Bangladesh’s high commission in New Delhi suspended all consular and visa services indefinitely starting 22 December 2025, following small protests by groups including Vishwa Hindu Parishad supporters near the mission, triggered by the lynching of Hindu man Dipu Chandra Das in Mymensingh, Bangladesh.
Simultaneously, the assistant high commission in Agartala, Tripura, halted operations late on 23 December after demonstrations by Tipra Motha Party affiliates and indigenous groups protesting anti-Hindu attacks, while VFS Global’s visa centre in Siliguri, West Bengal operating on Bangladesh’s behalf shut down post-vandalism by alleged protesters.
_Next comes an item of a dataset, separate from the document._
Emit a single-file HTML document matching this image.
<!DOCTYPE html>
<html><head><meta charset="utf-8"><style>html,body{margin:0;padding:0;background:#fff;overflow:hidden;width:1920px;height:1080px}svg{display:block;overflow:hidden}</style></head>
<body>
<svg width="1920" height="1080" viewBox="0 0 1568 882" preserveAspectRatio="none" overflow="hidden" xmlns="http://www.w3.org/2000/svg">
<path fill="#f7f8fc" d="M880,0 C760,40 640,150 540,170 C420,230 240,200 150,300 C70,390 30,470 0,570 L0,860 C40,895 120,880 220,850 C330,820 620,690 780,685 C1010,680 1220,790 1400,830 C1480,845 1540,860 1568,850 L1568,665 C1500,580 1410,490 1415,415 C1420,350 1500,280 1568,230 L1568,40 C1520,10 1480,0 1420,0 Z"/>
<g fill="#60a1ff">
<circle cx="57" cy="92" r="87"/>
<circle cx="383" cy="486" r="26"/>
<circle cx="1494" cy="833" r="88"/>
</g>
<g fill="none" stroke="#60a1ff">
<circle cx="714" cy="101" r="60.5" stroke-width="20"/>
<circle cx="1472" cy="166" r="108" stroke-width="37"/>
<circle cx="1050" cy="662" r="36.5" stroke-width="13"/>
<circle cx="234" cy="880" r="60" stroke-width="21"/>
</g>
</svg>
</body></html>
Official notices across sites cite “unavoidable circumstances,” deeply regretting inconveniences, with Agartala staff remaining in place but no services; this mirrors India’s recent closures of visa centres in Dhaka, Chittagong, and other Bangladeshi cities from 16 December amid anti-India rallies.
Indian protesters demand justice for minorities and Sheikh Hasina’s extradition, while Bangladesh highlights security threats no resumption dates announced as of 23 December, stranding applicants and rerouting them to distant alternatives like Kolkata.
Protests Spark Widespread Service Disruptions
The New Delhi high commission’s notice, posted prominently, declared: “All consular and visa services… have been temporarily suspended until further notice due to unavoidable circumstances. Any inconvenience caused is deeply regretted,” a phrasing echoed verbatim in Agartala’s 23 December alert.
In Tripura’s capital, protests by Tipra Indigenous Students’ Federation and allies gathered outside the mission, chanting against recent violence like the Mymensingh lynching and Sharif Osman Hadi’s killing, forcing a late-night shutdown that severs a lifeline for residents of Tripura, Mizoram, and Assam who cross the Akhaura land port daily for affordable healthcare and commerce over 50,000 visas processed monthly pre-suspension.
Siliguri’s VFS outlet, handling Bangladesh visas for northern West Bengal and Sikkim, faced vandalism amid similar unrest, with broken windows and damaged property halting operations entirely; applicants now face long journeys to Guwahati or Kolkata, exacerbating delays for students, patients, and traders in a region where bilateral movement underpins economic ties. Sources note missions prioritised staff safety, with no injuries reported, but the human cost mounts as families postpone reunions and businesses stall.
Deepening Tensions Rooted in Political Upheaval and Minority Clashes
These closures cap a cycle of retaliations tracing to Sheikh Hasina’s August 2024 ouster amid student protests, her refuge in India, and subsequent accusations from Dhaka of Indian meddling in Bangladesh’s affairs.
Protests intensified after Das’s brutal killing on 19 December in Mymensingh allegedly over cow smuggling rumours sparking outrage in India’s Hindu communities and demands for minority protections, compounded by Hadi’s shooting and reports of over 50 temple attacks since Hasina’s fall.
Tipra Motha, championing Tripura’s indigenous rights, linked demonstrations to Bangladesh’s alleged territorial claims on Northeast India, while groups like Sanatani Hindu Sena rallied in Delhi invoking broader anti-Hindu violence.
This prompted Bangladesh’s moves, paralleling India’s 16-19 December suspensions of VFS centres in Dhaka, Chittagong, Khulna, Rajshahi, and Sylhet after radical Bangladeshi leaders threatened Indian missions and called for Hasina’s return by 25 December closures citing security warnings from New Delhi.
Historical frictions, including 2024 mission attacks and border killings, underscore fragility, yet shared rivers, trade exceeding $10 billion annually, and cultural bonds highlight stakes for ordinary lives caught in elite disputes.
The Logical Indian’s Perspective
Reciprocal visa shutdowns inflict needless suffering on everyday people patients denied treatment, traders losing livelihoods, families separated when leaders should channel energies into dialogue rather than diplomatic one-upmanship that erodes decades of neighbourly coexistence.
The Logical Indian stands firmly for peace, urging India and Bangladesh to prioritise empathy, protect all minorities through joint mechanisms, and revive channels like track-two talks fostering kindness across divides; true harmony demands de-escalation, accountability for violence, and people-centric policies over protest-fueled isolation, paving paths for shared prosperity in South Asia.